I had a very painful experience working with a family that I thought was making steps in the right direction. Instead, I learned that abuse had continued …… I was crushed.
I came home and said to my husband, “I can’t do this anymore!” I expected him to give me a pat on the back, but instead he said “Great” & handed me the Globe help wanted section!
And then some little miracle happened. I found an ad… I still have it... “Looking for an Executive Director to develop strategies for child abuse prevention.”
“PREVENTION” - Whoa!!! Developing strategies for prevention!
What a shift! Preventing the harm before it happened. It forever changed my work.
To quote Frederick Douglass, “It is easier to build strong children than to repair broken men.”
To me, the choice is clear. All of us want to keep kids safe.
And yet, with each tragic story, public attention is focused solely on what went wrong with DCF.
And, don't misunderstand: that is critical work.
But, if Frederick Douglass was right, we miss an opportunity when we fail to also see the possibilities of prevention.
What I didn’t know 25 years ago was that it was possible to prevent child abuse. Now, I KNOW that WE CAN PREVENT IT.
That is the mission of the Children’s Trust.
We do it by working with parents well before they become overwhelmed and reach the breaking point.
We develop, fund and manage a range of parent education and family support programs that help parents.
The good news is that, by doing this, we not only prevent bad outcomes, like child maltreatment, but we also increase GOOD outcomes for kids and families.
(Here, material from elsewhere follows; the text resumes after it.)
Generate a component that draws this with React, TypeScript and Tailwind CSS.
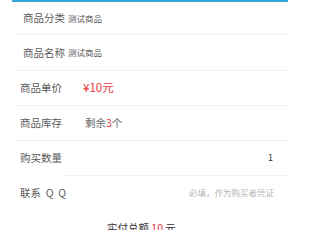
import React from "react";

const font = { fontFamily: '"Noto Sans CJK SC", "Noto Sans", sans-serif' };

function Row({ label, children, indent, line = "ml-[3px]" }: { label: string; children?: React.ReactNode; indent?: boolean; line?: string }) {
  return (
    <div className="h-[35px] flex flex-col">
      <div className={`flex-1 flex items-center ${indent ? "pl-3" : "pl-2"} pr-[14px]`}>
        <span className="text-[10.5px] text-[#5a5a5a] w-[63px] shrink-0">{label}</span>
        {children}
      </div>
      <div className={`h-px bg-[#f1f1f1] ${line}`} />
    </div>
  );
}

export default function App() {
  return (
    <div className="w-[300px] h-[230px] overflow-hidden bg-white" style={font}>
      <div className="mx-3">
        <div className="h-[2px] bg-[#35a6de]" />
        <div className="h-[32px] flex items-center pl-[11px]">
          <span className="text-[10.5px] text-[#5a5a5a] mr-[3px]">商品分类</span>
          <span className="text-[8.5px] text-[#555]">测试商品</span>
        </div>
        <div className="h-px bg-[#f3f3f3]" />
        <div className="h-[35px] flex items-center pl-[11px]">
          <span className="text-[10.5px] text-[#5a5a5a] mr-[3px]">商品名称</span>
          <span className="text-[8.5px] text-[#555]">测试商品</span>
        </div>
        <div className="h-px bg-[#f3f3f3]" />
        <Row label="商品单价">
          <span className="text-[11.5px] text-[#e8373b]">¥10元</span>
        </Row>
        <Row label="商品库存">
          <span className="text-[10.5px] text-[#666] ml-[2px]">
            剩余<span className="text-[#e8373b]">3</span>个
          </span>
        </Row>
        <Row label="购买数量" line="ml-[51px]">
          <span className="ml-auto text-[9px] text-[#333] pr-[1px]">1</span>
        </Row>
        <div className="h-[33px] flex items-center pl-2 pr-[14px]">
          <span className="text-[10.5px] text-[#5a5a5a] whitespace-pre">联系  Q  Q</span>
          <span className="ml-auto text-[8.5px] text-[#b5b5b5]">必填，作为购买者凭证</span>
        </div>
        <div className="pt-[11px] flex pl-[95px]">
          <span className="text-[10.5px] text-[#333] whitespace-pre">
            实付总额 <span className="text-[#e8373b]">10</span> 元
          </span>
        </div>
      </div>
    </div>
  );
}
In fact, a rigorous evaluation by Tufts University of our Healthy Families program proved just that. The program decreases young parents’ use of corporal punishment and lowers risky behaviors, such as drug and alcohol use. It ALSO dramatically increases Mom’s educational achievement, AND keeps those young dads connected to their babies.
Another way we help families succeed is through our funded Family Centers – places where any parent can go to learn and grow. Before participating, less than 1/3 of parents said they knew how to discipline their kids effectively. But after participating, over 90% of those parents said they came away with a range of new skills and options.
I spoke with one of our dads recently. He told me that, for his family, the Family Center was “life-changing.” He said, “If it wasn’t for the Family Center, the groups, the people, we would still be blindly trying to do what we thought was right and not realizing we were taking steps in the wrong direction. We had no support.”
Our Family Centers provide that support.
We partner with parents to help them get connected to resources, learn critical parenting skills, and build a network of people whom they can count on.
I hope that tonight serves as an “Aha!” moment that shifts your thinking – just like mine did when I read that ad years ago.
We don’t have to wait until families are broken and isolated, and children are being hurt.
If you take only one thing away tonight, please leave knowing that we can prevent child abuse.
So the next time this issue comes up at the watercooler and it will, you can say, “But did you know there are programs proven to prevent child abuse right here in Massachusetts!”
YOU can help change the conversation. You can shift it from “What went wrong?” to “We can prevent it from happening.”
Thank you very much for being here tonight.
Let’s go out and change the conversation to prevention and keep kids safe!